Working data →

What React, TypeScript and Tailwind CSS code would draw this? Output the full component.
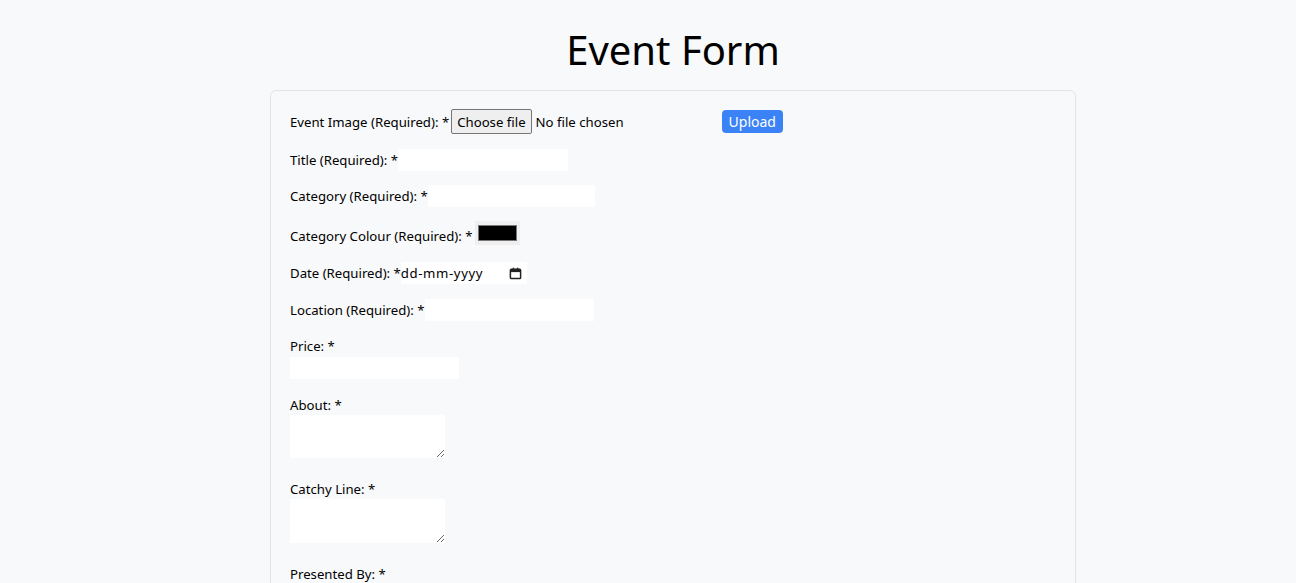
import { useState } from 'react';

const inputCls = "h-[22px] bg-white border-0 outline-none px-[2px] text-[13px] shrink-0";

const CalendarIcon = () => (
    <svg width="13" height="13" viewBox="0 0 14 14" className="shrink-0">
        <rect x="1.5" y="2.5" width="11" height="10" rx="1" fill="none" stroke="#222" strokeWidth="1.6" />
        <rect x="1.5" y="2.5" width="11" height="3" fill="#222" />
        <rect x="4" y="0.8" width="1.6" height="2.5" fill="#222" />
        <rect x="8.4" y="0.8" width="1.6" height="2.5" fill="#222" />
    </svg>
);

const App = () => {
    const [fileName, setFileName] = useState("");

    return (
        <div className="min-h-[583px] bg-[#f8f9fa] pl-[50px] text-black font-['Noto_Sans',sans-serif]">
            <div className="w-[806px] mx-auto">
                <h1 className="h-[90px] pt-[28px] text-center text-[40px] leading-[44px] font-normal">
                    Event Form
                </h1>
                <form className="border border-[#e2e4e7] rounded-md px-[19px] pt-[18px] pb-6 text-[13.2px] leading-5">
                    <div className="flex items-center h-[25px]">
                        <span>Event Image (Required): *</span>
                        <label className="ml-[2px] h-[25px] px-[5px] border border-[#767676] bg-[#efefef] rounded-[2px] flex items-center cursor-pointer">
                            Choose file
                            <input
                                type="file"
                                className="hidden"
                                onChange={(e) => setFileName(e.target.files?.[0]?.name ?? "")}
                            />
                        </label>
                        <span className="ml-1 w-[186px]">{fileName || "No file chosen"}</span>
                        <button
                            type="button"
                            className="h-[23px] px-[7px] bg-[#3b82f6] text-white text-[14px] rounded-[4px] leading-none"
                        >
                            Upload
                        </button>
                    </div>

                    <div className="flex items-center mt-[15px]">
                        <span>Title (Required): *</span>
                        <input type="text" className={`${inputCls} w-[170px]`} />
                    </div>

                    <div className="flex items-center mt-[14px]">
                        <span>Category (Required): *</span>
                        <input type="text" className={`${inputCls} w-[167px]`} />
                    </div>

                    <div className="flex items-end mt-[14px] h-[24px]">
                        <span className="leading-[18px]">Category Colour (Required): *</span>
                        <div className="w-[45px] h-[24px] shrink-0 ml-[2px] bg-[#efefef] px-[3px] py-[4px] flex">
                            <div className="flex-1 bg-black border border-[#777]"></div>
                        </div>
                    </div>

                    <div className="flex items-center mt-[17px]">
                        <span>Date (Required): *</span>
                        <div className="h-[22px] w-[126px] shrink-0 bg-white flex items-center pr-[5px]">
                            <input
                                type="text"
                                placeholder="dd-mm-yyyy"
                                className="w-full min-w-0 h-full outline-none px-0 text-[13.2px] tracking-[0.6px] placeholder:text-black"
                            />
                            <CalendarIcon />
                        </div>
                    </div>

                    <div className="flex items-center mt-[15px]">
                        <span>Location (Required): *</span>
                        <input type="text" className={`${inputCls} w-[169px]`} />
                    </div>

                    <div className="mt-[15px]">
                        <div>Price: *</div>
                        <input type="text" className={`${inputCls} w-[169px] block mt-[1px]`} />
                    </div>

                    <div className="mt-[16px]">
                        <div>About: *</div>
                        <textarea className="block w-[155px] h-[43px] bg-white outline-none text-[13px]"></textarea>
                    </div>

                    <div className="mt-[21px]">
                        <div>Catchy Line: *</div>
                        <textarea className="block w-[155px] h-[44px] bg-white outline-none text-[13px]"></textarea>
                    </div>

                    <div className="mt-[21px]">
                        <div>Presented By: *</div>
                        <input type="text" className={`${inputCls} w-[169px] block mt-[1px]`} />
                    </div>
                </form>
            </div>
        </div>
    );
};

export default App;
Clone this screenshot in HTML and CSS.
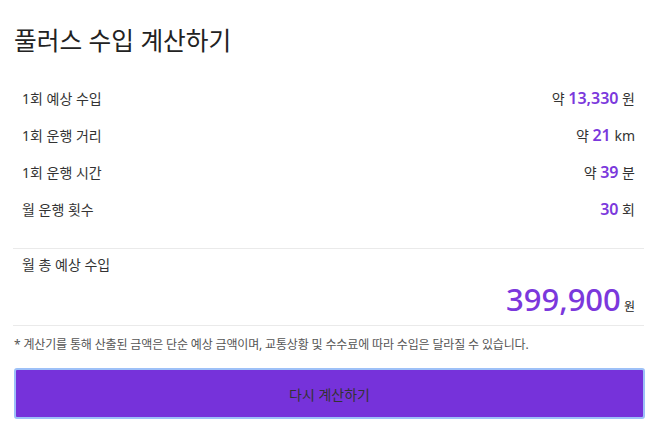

Exercise objective → Transcribe all of the records above character for character. Exclude the pictures.

Reply to the task →
What React, TypeScript and Tailwind CSS code would draw this? Output the full component.
import { useState } from 'react';

const inputCls = "h-[22px] bg-white border-0 outline-none px-[2px] text-[13px] shrink-0";

const CalendarIcon = () => (
    <svg width="13" height="13" viewBox="0 0 14 14" className="shrink-0">
        <rect x="1.5" y="2.5" width="11" height="10" rx="1" fill="none" stroke="#222" strokeWidth="1.6" />
        <rect x="1.5" y="2.5" width="11" height="3" fill="#222" />
        <rect x="4" y="0.8" width="1.6" height="2.5" fill="#222" />
        <rect x="8.4" y="0.8" width="1.6" height="2.5" fill="#222" />
    </svg>
);

const App = () => {
    const [fileName, setFileName] = useState("");

    return (
        <div className="min-h-[583px] bg-[#f8f9fa] pl-[50px] text-black font-['Noto_Sans',sans-serif]">
            <div className="w-[806px] mx-auto">
                <h1 className="h-[90px] pt-[28px] text-center text-[40px] leading-[44px] font-normal">
                    Event Form
                </h1>
                <form className="border border-[#e2e4e7] rounded-md px-[19px] pt-[18px] pb-6 text-[13.2px] leading-5">
                    <div className="flex items-center h-[25px]">
                        <span>Event Image (Required): *</span>
                        <label className="ml-[2px] h-[25px] px-[5px] border border-[#767676] bg-[#efefef] rounded-[2px] flex items-center cursor-pointer">
                            Choose file
                            <input
                                type="file"
                                className="hidden"
                                onChange={(e) => setFileName(e.target.files?.[0]?.name ?? "")}
                            />
                        </label>
                        <span className="ml-1 w-[186px]">{fileName || "No file chosen"}</span>
                        <button
                            type="button"
                            className="h-[23px] px-[7px] bg-[#3b82f6] text-white text-[14px] rounded-[4px] leading-none"
                        >
                            Upload
                        </button>
                    </div>

                    <div className="flex items-center mt-[15px]">
                        <span>Title (Required): *</span>
                        <input type="text" className={`${inputCls} w-[170px]`} />
                    </div>

                    <div className="flex items-center mt-[14px]">
                        <span>Category (Required): *</span>
                        <input type="text" className={`${inputCls} w-[167px]`} />
                    </div>

                    <div className="flex items-end mt-[14px] h-[24px]">
                        <span className="leading-[18px]">Category Colour (Required): *</span>
                        <div className="w-[45px] h-[24px] shrink-0 ml-[2px] bg-[#efefef] px-[3px] py-[4px] flex">
                            <div className="flex-1 bg-black border border-[#777]"></div>
                        </div>
                    </div>

                    <div className="flex items-center mt-[17px]">
                        <span>Date (Required): *</span>
                        <div className="h-[22px] w-[126px] shrink-0 bg-white flex items-center pr-[5px]">
                            <input
                                type="text"
                                placeholder="dd-mm-yyyy"
                                className="w-full min-w-0 h-full outline-none px-0 text-[13.2px] tracking-[0.6px] placeholder:text-black"
                            />
                            <CalendarIcon />
                        </div>
                    </div>

                    <div className="flex items-center mt-[15px]">
                        <span>Location (Required): *</span>
                        <input type="text" className={`${inputCls} w-[169px]`} />
                    </div>

                    <div className="mt-[15px]">
                        <div>Price: *</div>
                        <input type="text" className={`${inputCls} w-[169px] block mt-[1px]`} />
                    </div>

                    <div className="mt-[16px]">
                        <div>About: *</div>
                        <textarea className="block w-[155px] h-[43px] bg-white outline-none text-[13px]"></textarea>
                    </div>

                    <div className="mt-[21px]">
                        <div>Catchy Line: *</div>
                        <textarea className="block w-[155px] h-[44px] bg-white outline-none text-[13px]"></textarea>
                    </div>

                    <div className="mt-[21px]">
                        <div>Presented By: *</div>
                        <input type="text" className={`${inputCls} w-[169px] block mt-[1px]`} />
                    </div>
                </form>
            </div>
        </div>
    );
};

export default App;
Clone this screenshot in HTML and CSS.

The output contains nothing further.